##### RECORDS SHOWN #####

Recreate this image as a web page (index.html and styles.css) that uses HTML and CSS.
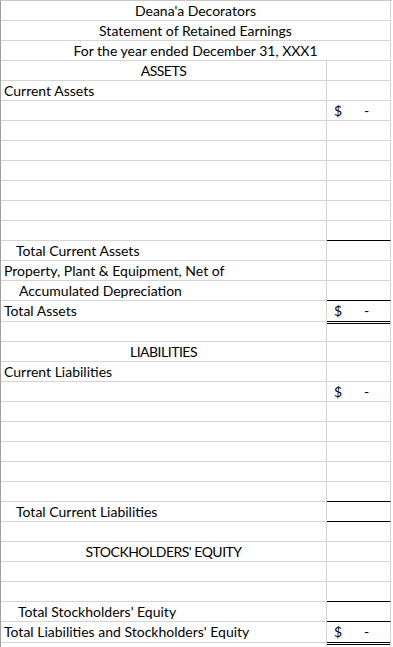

#####
##### RECORDS SHOWN #####

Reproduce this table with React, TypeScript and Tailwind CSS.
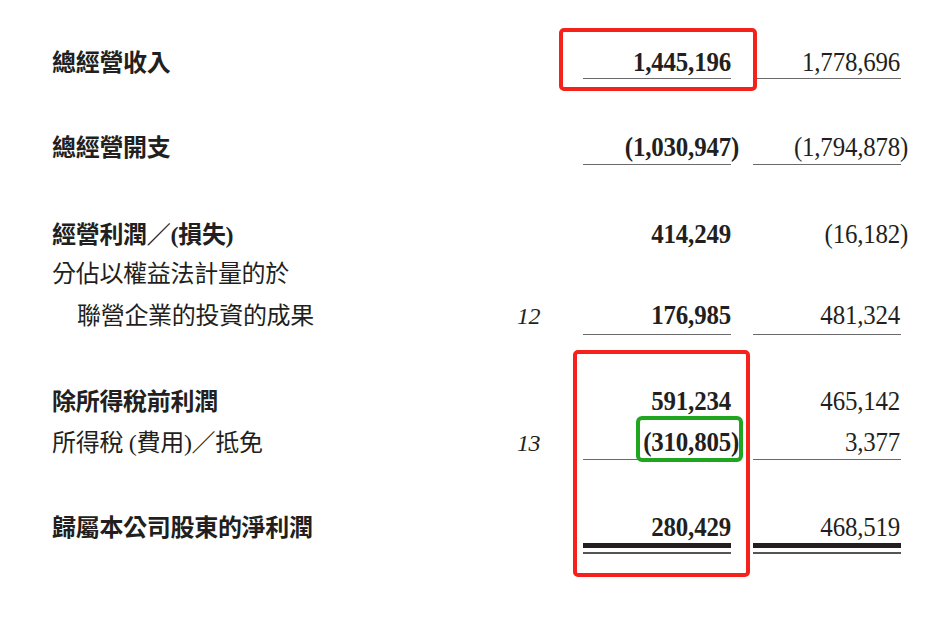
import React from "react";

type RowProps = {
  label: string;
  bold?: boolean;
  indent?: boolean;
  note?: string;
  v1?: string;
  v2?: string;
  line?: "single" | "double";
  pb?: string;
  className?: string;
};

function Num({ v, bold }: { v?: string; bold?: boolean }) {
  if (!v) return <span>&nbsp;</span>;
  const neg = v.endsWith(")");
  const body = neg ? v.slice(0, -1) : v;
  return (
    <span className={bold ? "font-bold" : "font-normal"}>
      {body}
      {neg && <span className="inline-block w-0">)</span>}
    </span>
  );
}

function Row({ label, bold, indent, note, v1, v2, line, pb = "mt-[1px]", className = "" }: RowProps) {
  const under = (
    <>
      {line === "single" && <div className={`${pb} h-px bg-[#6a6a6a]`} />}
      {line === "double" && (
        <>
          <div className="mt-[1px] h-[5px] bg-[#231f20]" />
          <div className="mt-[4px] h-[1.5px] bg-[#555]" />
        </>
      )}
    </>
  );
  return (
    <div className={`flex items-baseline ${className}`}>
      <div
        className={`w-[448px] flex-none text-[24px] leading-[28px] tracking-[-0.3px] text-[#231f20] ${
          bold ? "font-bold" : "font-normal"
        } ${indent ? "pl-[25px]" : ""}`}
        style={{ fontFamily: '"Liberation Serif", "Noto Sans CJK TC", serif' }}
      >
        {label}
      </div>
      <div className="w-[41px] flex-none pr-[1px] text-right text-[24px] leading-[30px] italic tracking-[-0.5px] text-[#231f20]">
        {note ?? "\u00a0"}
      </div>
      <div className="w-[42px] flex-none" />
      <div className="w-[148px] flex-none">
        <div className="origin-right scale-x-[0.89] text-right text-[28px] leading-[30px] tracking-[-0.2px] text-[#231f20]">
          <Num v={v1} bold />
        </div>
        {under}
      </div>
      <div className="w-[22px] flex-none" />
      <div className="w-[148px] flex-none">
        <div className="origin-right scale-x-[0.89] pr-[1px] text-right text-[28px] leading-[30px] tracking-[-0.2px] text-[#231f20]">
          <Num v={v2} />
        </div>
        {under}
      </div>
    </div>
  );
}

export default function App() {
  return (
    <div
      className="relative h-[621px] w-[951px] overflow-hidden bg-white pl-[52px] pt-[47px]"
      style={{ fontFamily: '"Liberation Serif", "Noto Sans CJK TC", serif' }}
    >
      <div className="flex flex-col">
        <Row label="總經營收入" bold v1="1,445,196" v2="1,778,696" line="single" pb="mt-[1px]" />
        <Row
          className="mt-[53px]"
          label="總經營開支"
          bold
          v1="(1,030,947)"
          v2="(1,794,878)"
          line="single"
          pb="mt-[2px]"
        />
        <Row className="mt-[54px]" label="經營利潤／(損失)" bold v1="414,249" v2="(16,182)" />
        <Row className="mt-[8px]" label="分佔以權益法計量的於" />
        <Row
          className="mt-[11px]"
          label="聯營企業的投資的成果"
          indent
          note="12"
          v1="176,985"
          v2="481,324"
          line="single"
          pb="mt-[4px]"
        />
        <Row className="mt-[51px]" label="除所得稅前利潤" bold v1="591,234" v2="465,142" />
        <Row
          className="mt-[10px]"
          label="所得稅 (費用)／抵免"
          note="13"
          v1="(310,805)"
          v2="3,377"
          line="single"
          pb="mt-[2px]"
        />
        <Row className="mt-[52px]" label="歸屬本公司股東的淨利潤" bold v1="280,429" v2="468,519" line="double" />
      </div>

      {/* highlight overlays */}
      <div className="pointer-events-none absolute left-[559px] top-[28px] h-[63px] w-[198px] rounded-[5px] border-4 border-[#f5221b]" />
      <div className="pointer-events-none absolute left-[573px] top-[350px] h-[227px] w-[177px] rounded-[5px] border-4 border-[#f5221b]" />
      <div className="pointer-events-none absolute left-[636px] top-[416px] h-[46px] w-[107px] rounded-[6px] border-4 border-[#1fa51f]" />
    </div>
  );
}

#####
##### RECORDS SHOWN #####

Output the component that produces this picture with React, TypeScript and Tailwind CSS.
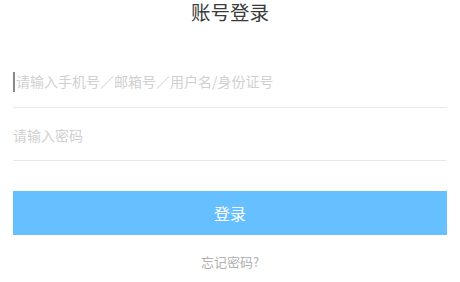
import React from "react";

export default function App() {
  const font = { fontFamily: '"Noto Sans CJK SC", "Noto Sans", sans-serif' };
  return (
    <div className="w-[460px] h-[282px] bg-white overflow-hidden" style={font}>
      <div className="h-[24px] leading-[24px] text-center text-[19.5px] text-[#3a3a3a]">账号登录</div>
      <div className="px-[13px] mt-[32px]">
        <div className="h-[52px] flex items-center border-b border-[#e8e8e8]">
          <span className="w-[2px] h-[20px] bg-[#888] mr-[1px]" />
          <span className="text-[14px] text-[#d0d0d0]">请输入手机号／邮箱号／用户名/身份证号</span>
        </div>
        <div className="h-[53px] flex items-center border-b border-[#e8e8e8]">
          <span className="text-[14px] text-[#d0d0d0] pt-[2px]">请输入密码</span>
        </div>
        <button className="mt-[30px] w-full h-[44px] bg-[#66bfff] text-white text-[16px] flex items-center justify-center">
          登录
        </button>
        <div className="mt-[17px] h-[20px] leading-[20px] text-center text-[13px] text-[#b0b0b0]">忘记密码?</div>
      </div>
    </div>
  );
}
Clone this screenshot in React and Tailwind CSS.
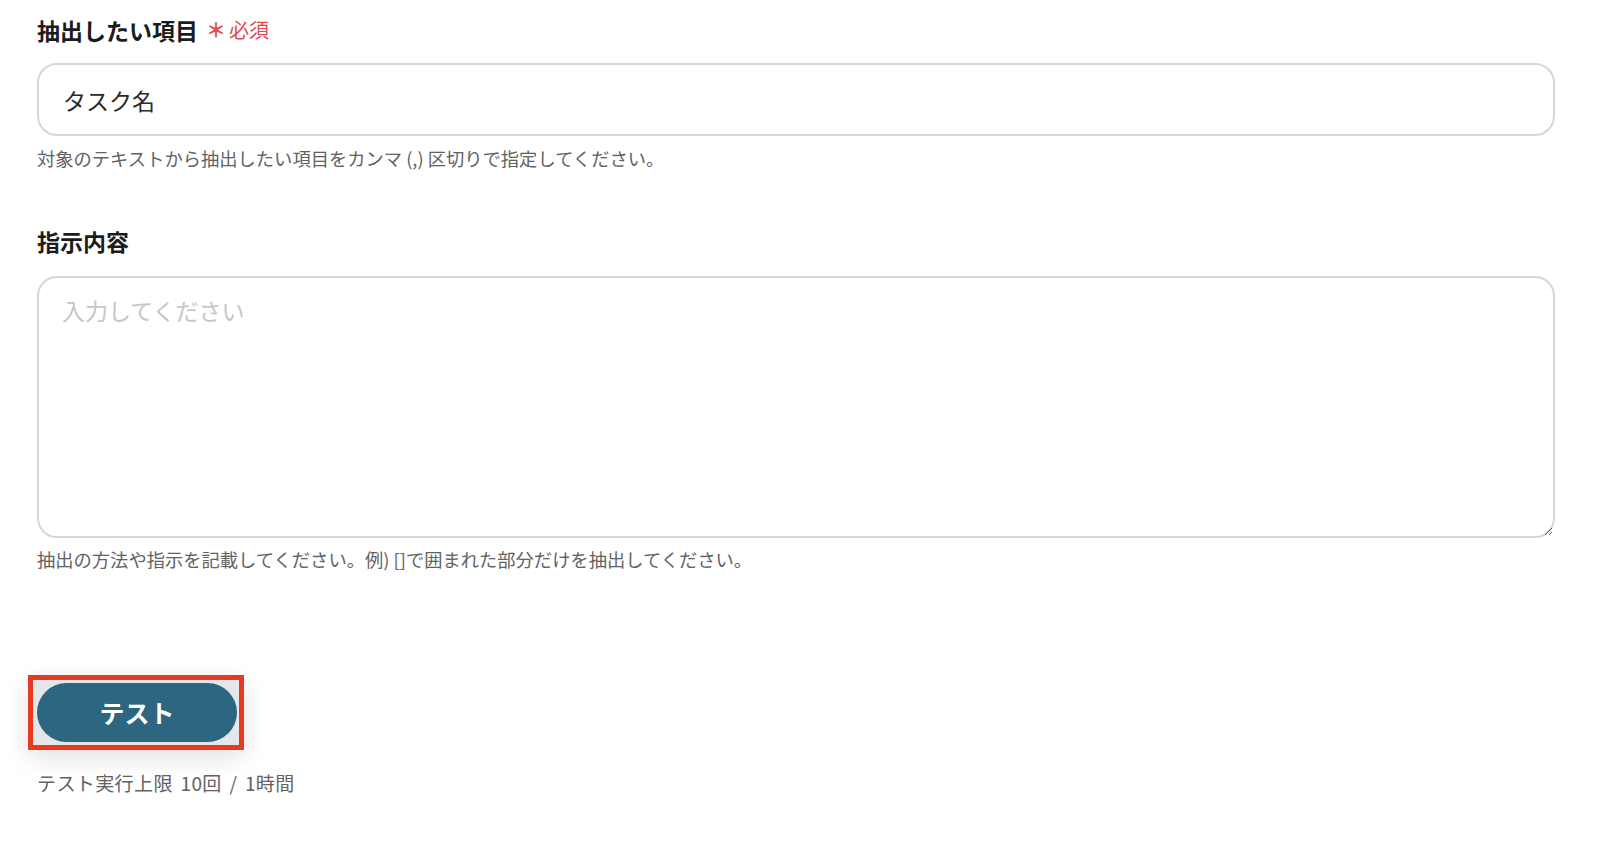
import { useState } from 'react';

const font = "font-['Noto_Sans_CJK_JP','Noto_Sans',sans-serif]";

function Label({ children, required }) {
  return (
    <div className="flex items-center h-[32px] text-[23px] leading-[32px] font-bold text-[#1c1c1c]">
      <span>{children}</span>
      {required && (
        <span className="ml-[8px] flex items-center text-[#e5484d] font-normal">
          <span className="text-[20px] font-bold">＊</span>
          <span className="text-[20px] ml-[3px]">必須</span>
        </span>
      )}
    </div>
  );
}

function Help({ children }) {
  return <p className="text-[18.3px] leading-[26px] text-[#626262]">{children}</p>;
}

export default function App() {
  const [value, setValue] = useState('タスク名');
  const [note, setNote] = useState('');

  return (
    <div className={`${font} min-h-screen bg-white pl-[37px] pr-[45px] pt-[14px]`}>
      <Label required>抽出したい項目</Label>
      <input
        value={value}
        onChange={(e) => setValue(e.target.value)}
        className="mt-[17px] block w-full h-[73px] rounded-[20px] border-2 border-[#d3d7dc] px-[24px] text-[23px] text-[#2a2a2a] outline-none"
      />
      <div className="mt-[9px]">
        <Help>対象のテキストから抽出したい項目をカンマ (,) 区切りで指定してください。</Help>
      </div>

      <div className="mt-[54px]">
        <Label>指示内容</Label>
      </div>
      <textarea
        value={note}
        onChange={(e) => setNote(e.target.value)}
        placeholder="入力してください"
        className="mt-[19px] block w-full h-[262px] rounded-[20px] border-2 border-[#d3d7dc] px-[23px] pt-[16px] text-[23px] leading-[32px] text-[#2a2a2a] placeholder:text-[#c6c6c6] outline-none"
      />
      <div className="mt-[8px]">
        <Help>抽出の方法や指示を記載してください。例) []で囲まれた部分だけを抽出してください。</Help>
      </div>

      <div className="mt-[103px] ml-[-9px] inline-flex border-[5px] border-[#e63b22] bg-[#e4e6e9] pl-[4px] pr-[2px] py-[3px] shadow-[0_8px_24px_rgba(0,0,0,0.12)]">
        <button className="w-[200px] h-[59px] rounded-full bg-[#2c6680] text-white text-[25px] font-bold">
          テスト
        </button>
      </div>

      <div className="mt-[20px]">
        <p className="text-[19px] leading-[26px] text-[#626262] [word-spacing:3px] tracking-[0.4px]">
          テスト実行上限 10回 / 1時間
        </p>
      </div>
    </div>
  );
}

#####

*WHAT TO WORK ON*:
The lines you need run from the one containing "Clone this screenshot" down to the one containing "const [note, setNote] = useState('');"; print them exactly, both ends included, and leave out pictures.

*EXERCISE SOLUTION*:
Clone this screenshot in React and Tailwind CSS.
import { useState } from 'react';

const font = "font-['Noto_Sans_CJK_JP','Noto_Sans',sans-serif]";

function Label({ children, required }) {
  return (
    <div className="flex items-center h-[32px] text-[23px] leading-[32px] font-bold text-[#1c1c1c]">
      <span>{children}</span>
      {required && (
        <span className="ml-[8px] flex items-center text-[#e5484d] font-normal">
          <span className="text-[20px] font-bold">＊</span>
          <span className="text-[20px] ml-[3px]">必須</span>
        </span>
      )}
    </div>
  );
}

function Help({ children }) {
  return <p className="text-[18.3px] leading-[26px] text-[#626262]">{children}</p>;
}

export default function App() {
  const [value, setValue] = useState('タスク名');
  const [note, setNote] = useState('');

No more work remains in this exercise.